Thursday, January 21, 2010
Often, when a plant or animal is removed from its natural environment and introduced into a new one, the ecological balance is upset. Such was the case when the water hyacinth was introduced into Thailand. It quickly invaded the local canals and waterways, creating a nuisance much the same way kudzu has in the southeastern United States.
An extremely fast-growing plant, water hyacinth is an ecologically responsible alternative to wicker and rattan, as it is a raw material that can be used in its natural state and one of the few that quickly replenishes itself. Compared to wicker and rattan, water hyacinth is much softer and smoother to the touch, as well as lighter and less brittle.
The plant is what Century calls “green,” meaning it needs hardly any processing to manufacture – again, making it a more environmentally conscious material than wicker or rattan. Even the few teak parts that are used in this collection are made from wood purchased from strictly monitored “farms” that are replanted under Thailand government supervision.

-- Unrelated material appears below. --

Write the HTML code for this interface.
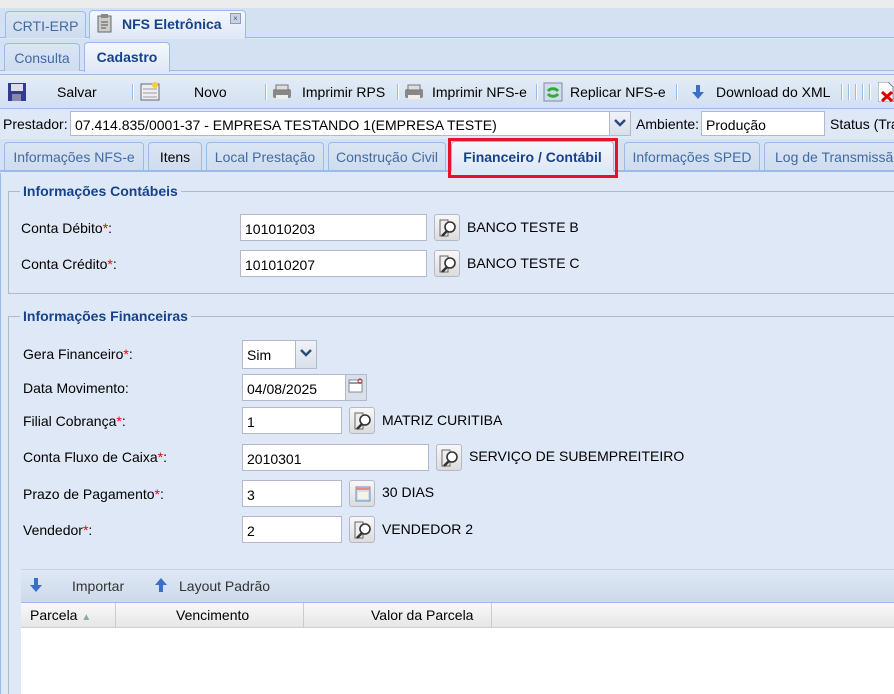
<!DOCTYPE html>
<html style="overflow:hidden"><head><meta charset="utf-8"><style>
*{box-sizing:border-box;margin:0;padding:0}
html,body{width:894px;height:694px;overflow:hidden}
body{background:#dfe8f6;font-family:"Liberation Sans",Arial,sans-serif;font-size:14px;color:#000;position:relative;white-space:nowrap}
.a{position:absolute}
.tab{position:absolute;border:1px solid #99bbe8;border-bottom:none;border-radius:4px 4px 0 0;background:linear-gradient(#dbe6f4,#cedcee);color:#416aa3;font-size:14px;text-align:center}
.tab.on{background:linear-gradient(#f4f8fd,#dfe8f6);color:#15428b;font-weight:bold}
.inp{position:absolute;background:#fff;border:1px solid #b5b8c8;font-size:14px;padding:6px 0 0 4px;height:27px}
.lbl{position:absolute;font-size:14px}
.r{color:#e00}
.btn{position:absolute;width:26px;height:27px;border:1px solid #b5b8c8;border-radius:3px;background:linear-gradient(#f8f8f8,#dcdcdc)}
.btn svg{position:absolute;left:3px;top:3px}
.sep{position:absolute;top:84px;width:2px;height:16px;border-left:1px solid #99bbe8;border-right:1px solid #fff}
.fs{position:absolute;border:1px solid #b5b8c8;border-right:none}
.lg{position:absolute;color:#15428b;font-weight:bold;font-size:14px;padding:0 3px;background:#dfe8f6}
</style></head><body>
<div class="a" style="left:0;top:0;width:894px;height:8px;background:#ececec"></div>
<div class="a" style="left:0;top:8px;width:894px;height:30px;background:#d4e1f2;border-bottom:1px solid #99bbe8"></div>
<div class="tab" style="left:5px;top:11px;width:81px;height:27px;padding-top:6px">CRTI-ERP</div>
<div class="tab on" style="left:89px;top:10px;width:157px;height:29px;padding-top:5px;text-align:left;padding-left:32px;border-bottom:1px solid #dfe8f6">NFS Eletrônica</div>
<svg class="a" style="left:96px;top:13px" width="18" height="20"><rect x="2" y="3" width="13" height="16" fill="#ccc" stroke="#666"/><rect x="5" y="1" width="7" height="4" fill="#888"/><path d="M5 9h7M5 12h7M5 15h5" stroke="#555"/></svg>
<div class="a" style="left:230px;top:13px;width:11px;height:11px;background:#c8d4e6;border:1px solid #99a;font-size:8px;line-height:9px;text-align:center;color:#557">×</div>
<div class="a" style="left:0;top:39px;width:894px;height:32px;background:#d4e1f2;border-bottom:1px solid #99bbe8"></div>
<div class="tab" style="left:4px;top:43px;width:76px;height:28px;padding-top:6px">Consulta</div>
<div class="tab on" style="left:84px;top:42px;width:86px;height:30px;padding-top:6px">Cadastro</div>
<div class="a" style="left:0;top:74px;width:894px;height:35px;background:linear-gradient(#e4ecf7,#d3e0f1);border-top:1px solid #99bbe8;border-bottom:1px solid #99bbe8"></div>
<svg class="a" style="left:8px;top:83px" width="18" height="18"><rect x="0" y="0" width="18" height="18" fill="#34389a"/><rect x="3" y="1" width="12" height="7" fill="#dde"/><rect x="4" y="11" width="9" height="7" fill="#88a"/></svg>
<div class="a" style="left:57px;top:84px">Salvar</div>
<div class="sep" style="left:132px"></div>
<svg class="a" style="left:140px;top:81px" width="20" height="20"><rect x="1" y="3" width="18" height="16" fill="#eee" stroke="#667"/><path d="M3 8h14M3 12h14M3 16h14" stroke="#99a"/><circle cx="15" cy="4" r="3" fill="#fc3"/></svg>
<div class="a" style="left:194px;top:84px">Novo</div>
<div class="sep" style="left:265px"></div>
<svg class="a" style="left:272px;top:84px" width="20" height="16"><rect x="1" y="5" width="18" height="9" rx="2" fill="#888"/><rect x="4" y="1" width="12" height="5" fill="#ddd" stroke="#777"/><rect x="4" y="11" width="12" height="4" fill="#eee"/></svg>
<div class="a" style="left:302px;top:84px">Imprimir RPS</div>
<div class="sep" style="left:397px"></div>
<svg class="a" style="left:404px;top:84px" width="20" height="16"><rect x="1" y="5" width="18" height="9" rx="2" fill="#888"/><rect x="4" y="1" width="12" height="5" fill="#ddd" stroke="#777"/><rect x="4" y="11" width="12" height="4" fill="#eee"/></svg>
<div class="a" style="left:432px;top:84px">Imprimir NFS-e</div>
<div class="sep" style="left:536px"></div>
<svg class="a" style="left:543px;top:82px" width="20" height="20"><rect x="1" y="1" width="18" height="18" fill="#cde" stroke="#889"/><path d="M5 9a6 5 0 0 1 10 0M15 12a6 5 0 0 1-10 0" stroke="#3a3" stroke-width="3" fill="none"/></svg>
<div class="a" style="left:570px;top:84px">Replicar NFS-e</div>
<div class="sep" style="left:676px"></div>
<svg class="a" style="left:692px;top:85px" width="12" height="14"><path d="M4 0h4v7h4l-6 7-6-7h4z" fill="#3a6fc8"/></svg>
<div class="a" style="left:716px;top:84px">Download do XML</div>
<div class="sep" style="left:841px"></div><div class="sep" style="left:848px"></div><div class="sep" style="left:855px"></div><div class="sep" style="left:862px"></div><div class="sep" style="left:869px"></div>
<svg class="a" style="left:878px;top:82px" width="16" height="20"><path d="M0 0h10l5 5v15H0z" fill="#fff" stroke="#888"/><path d="M4 10l10 9M14 10l-10 9" stroke="#d00" stroke-width="3"/></svg>
<div class="a" style="left:0;top:110px;width:894px;height:29px;background:#dfe8f6"></div>
<div class="lbl" style="left:3px;top:116px">Prestador:</div>
<div class="inp" style="left:70px;top:111px;width:540px;height:25px;padding-top:5px">07.414.835/0001-37 - EMPRESA TESTANDO 1(EMPRESA TESTE)</div>
<div class="a" style="left:609px;top:111px;width:22px;height:25px;border:1px solid #b5b8c8;background:linear-gradient(#f0f3f8,#d8e0ea)"></div>
<svg class="a" style="left:614px;top:119px" width="12" height="8"><path d="M1 1l5 5 5-5" stroke="#2a4a80" stroke-width="2.5" fill="none"/></svg>
<div class="lbl" style="left:636px;top:116px">Ambiente:</div>
<div class="inp" style="left:701px;top:111px;width:124px;height:25px;padding-top:5px">Produção</div>
<div class="lbl" style="left:830px;top:116px">Status (Tra</div>
<div class="a" style="left:0;top:139px;width:894px;height:33px;background:#d4e1f2;border-bottom:2px solid #99bbe8"></div>
<div class="tab" style="left:4px;top:142px;width:140px;height:28px;padding-top:6px">Informações NFS-e</div>
<div class="tab" style="left:148px;top:142px;width:54px;height:28px;padding-top:6px;color:#000">Itens</div>
<div class="tab" style="left:206px;top:142px;width:118px;height:28px;padding-top:6px">Local Prestação</div>
<div class="tab" style="left:328px;top:142px;width:118px;height:28px;padding-top:6px">Construção Civil</div>
<div class="tab on" style="left:451px;top:141px;width:163px;height:31px;padding-top:7px;border-bottom:2px solid #dfe8f6">Financeiro / Contábil</div>
<div class="a" style="left:448px;top:138px;width:170px;height:40px;border:3px solid #e8102a"></div>
<div class="tab" style="left:624px;top:142px;width:136px;height:28px;padding-top:6px">Informações SPED</div>
<div class="tab" style="left:764px;top:142px;width:140px;height:28px;padding-top:6px;text-align:left;padding-left:10px">Log de Transmissão</div>
<div class="a" style="left:0;top:173px;width:3px;height:521px;border-left:1px solid #99bbe8"></div>

<div class="fs" style="left:8px;top:191px;width:890px;height:103px"></div>
<div class="lg" style="left:20px;top:183px">Informações Contábeis</div>
<div class="lbl" style="left:21px;top:220px">Conta Débito<span class="r">*</span>:</div>
<div class="inp" style="left:240px;top:214px;width:187px">101010203</div>
<div class="btn" style="left:434px;top:214px"><svg width="20" height="20"><path d="M2 2h8v16H2z" fill="#eee" stroke="#666"/><circle cx="12" cy="9" r="5" fill="#fff" stroke="#333" stroke-width="1.6"/><path d="M9 13l-5 5" stroke="#333" stroke-width="2.5"/></svg></div>
<div class="lbl" style="left:467px;top:219px">BANCO TESTE B</div>
<div class="lbl" style="left:21px;top:256px">Conta Crédito<span class="r">*</span>:</div>
<div class="inp" style="left:240px;top:250px;width:187px">101010207</div>
<div class="btn" style="left:434px;top:250px"><svg width="20" height="20"><path d="M2 2h8v16H2z" fill="#eee" stroke="#666"/><circle cx="12" cy="9" r="5" fill="#fff" stroke="#333" stroke-width="1.6"/><path d="M9 13l-5 5" stroke="#333" stroke-width="2.5"/></svg></div>
<div class="lbl" style="left:467px;top:255px">BANCO TESTE C</div>

<div class="fs" style="left:8px;top:316px;width:890px;height:390px"></div>
<div class="lg" style="left:20px;top:308px">Informações Financeiras</div>
<div class="lbl" style="left:23px;top:346px">Gera Financeiro<span class="r">*</span>:</div>
<div class="inp" style="left:242px;top:340px;width:54px;height:29px">Sim</div>
<div class="a" style="left:295px;top:340px;width:22px;height:29px;border:1px solid #b5b8c8;background:linear-gradient(#f0f3f8,#d8e0ea)"></div>
<svg class="a" style="left:300px;top:349px" width="12" height="8"><path d="M1 1l5 5 5-5" stroke="#2a4a80" stroke-width="2.5" fill="none"/></svg>
<div class="lbl" style="left:23px;top:380px">Data Movimento:</div>
<div class="inp" style="left:242px;top:374px;width:104px">04/08/2025</div>
<div class="a" style="left:345px;top:374px;width:22px;height:27px;border:1px solid #b5b8c8;background:#d8e0ea"></div>
<svg class="a" style="left:348px;top:378px" width="16" height="16"><rect x="1" y="2" width="13" height="12" fill="#fff" stroke="#889"/><path d="M1 5h13" stroke="#99a" stroke-width="2"/><circle cx="12" cy="3" r="2" fill="none" stroke="#a33"/></svg>
<div class="lbl" style="left:23px;top:413px">Filial Cobrança<span class="r">*</span>:</div>
<div class="inp" style="left:242px;top:407px;width:100px">1</div>
<div class="btn" style="left:349px;top:407px"><svg width="20" height="20"><path d="M2 2h8v16H2z" fill="#eee" stroke="#666"/><circle cx="12" cy="9" r="5" fill="#fff" stroke="#333" stroke-width="1.6"/><path d="M9 13l-5 5" stroke="#333" stroke-width="2.5"/></svg></div>
<div class="lbl" style="left:382px;top:412px">MATRIZ CURITIBA</div>
<div class="lbl" style="left:23px;top:449px">Conta Fluxo de Caixa<span class="r">*</span>:</div>
<div class="inp" style="left:242px;top:444px;width:187px">2010301</div>
<div class="btn" style="left:436px;top:444px"><svg width="20" height="20"><path d="M2 2h8v16H2z" fill="#eee" stroke="#666"/><circle cx="12" cy="9" r="5" fill="#fff" stroke="#333" stroke-width="1.6"/><path d="M9 13l-5 5" stroke="#333" stroke-width="2.5"/></svg></div>
<div class="lbl" style="left:469px;top:448px">SERVIÇO DE SUBEMPREITEIRO</div>
<div class="lbl" style="left:23px;top:486px">Prazo de Pagamento<span class="r">*</span>:</div>
<div class="inp" style="left:242px;top:480px;width:100px">3</div>
<div class="btn" style="left:349px;top:480px"><svg width="20" height="20"><rect x="3" y="3" width="14" height="14" fill="#cfe0f0" stroke="#6a8fbf"/><rect x="5" y="8" width="10" height="7" fill="#f4f4e8"/><path d="M3 5h14" stroke="#e87" stroke-width="2"/></svg></div>
<div class="lbl" style="left:382px;top:484px">30 DIAS</div>
<div class="lbl" style="left:23px;top:522px">Vendedor<span class="r">*</span>:</div>
<div class="inp" style="left:242px;top:516px;width:100px">2</div>
<div class="btn" style="left:349px;top:516px"><svg width="20" height="20"><path d="M2 2h8v16H2z" fill="#eee" stroke="#666"/><circle cx="12" cy="9" r="5" fill="#fff" stroke="#333" stroke-width="1.6"/><path d="M9 13l-5 5" stroke="#333" stroke-width="2.5"/></svg></div>
<div class="lbl" style="left:382px;top:521px">VENDEDOR 2</div>

<div class="a" style="left:21px;top:569px;width:880px;height:34px;background:linear-gradient(#dfe8f6,#cdd9ea);border-top:1px solid #c5d3e6;border-bottom:1px solid #99bbe8"></div>
<svg class="a" style="left:30px;top:578px" width="12" height="14"><path d="M4 0h4v7h4l-6 7-6-7h4z" fill="#3a6fc8"/></svg>
<div class="lbl" style="left:72px;top:578px;color:#333">Importar</div>
<svg class="a" style="left:155px;top:578px" width="12" height="14"><path d="M4 14h4V7h4L6 0 0 7h4z" fill="#3a6fc8"/></svg>
<div class="lbl" style="left:179px;top:578px;color:#333">Layout Padrão</div>
<div class="a" style="left:21px;top:603px;width:880px;height:25px;background:linear-gradient(#f9f9f9,#e6e6e6);border-bottom:1px solid #d0d0d0"></div>
<div class="a" style="left:115px;top:603px;width:1px;height:25px;background:#ccc"></div>
<div class="a" style="left:303px;top:603px;width:1px;height:25px;background:#ccc"></div>
<div class="a" style="left:491px;top:603px;width:1px;height:25px;background:#ccc"></div>
<div class="lbl" style="left:30px;top:607px">Parcela <span style="color:#8aa;font-size:10px">▲</span></div>
<div class="lbl" style="left:176px;top:607px">Vencimento</div>
<div class="lbl" style="left:371px;top:607px">Valor da Parcela</div>
<div class="a" style="left:21px;top:628px;width:880px;height:70px;background:#fff"></div>
</body></html>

The young hyacinth stems are hand-picked from the waterways and sun-dried. The finest stems are then selected and braided. The braids are then interwoven between hundreds of small reeds to become the upholstery for the hand-cut wood and rattan frames. Once these frames are “upholstered,” the pieces are sprayed with three coats of water-based flat lacquer to add stain and dirt resistance. Since Century uses absolutely no stain, dye, or varnish on the finished pieces, the natural, rich golden hue of the dried hyacinth is not compromised. The entire process can take weeks from start to finish, but the result is a beautiful and distinctive piece of hand-woven furniture.
Water hyacinth, a waterway pest, now provides furniture of heirloom quality. Whether you are choosing furniture for your bedroom, family room or sun room, Century’s Water Hyacinth will grace your home beautifully for many years.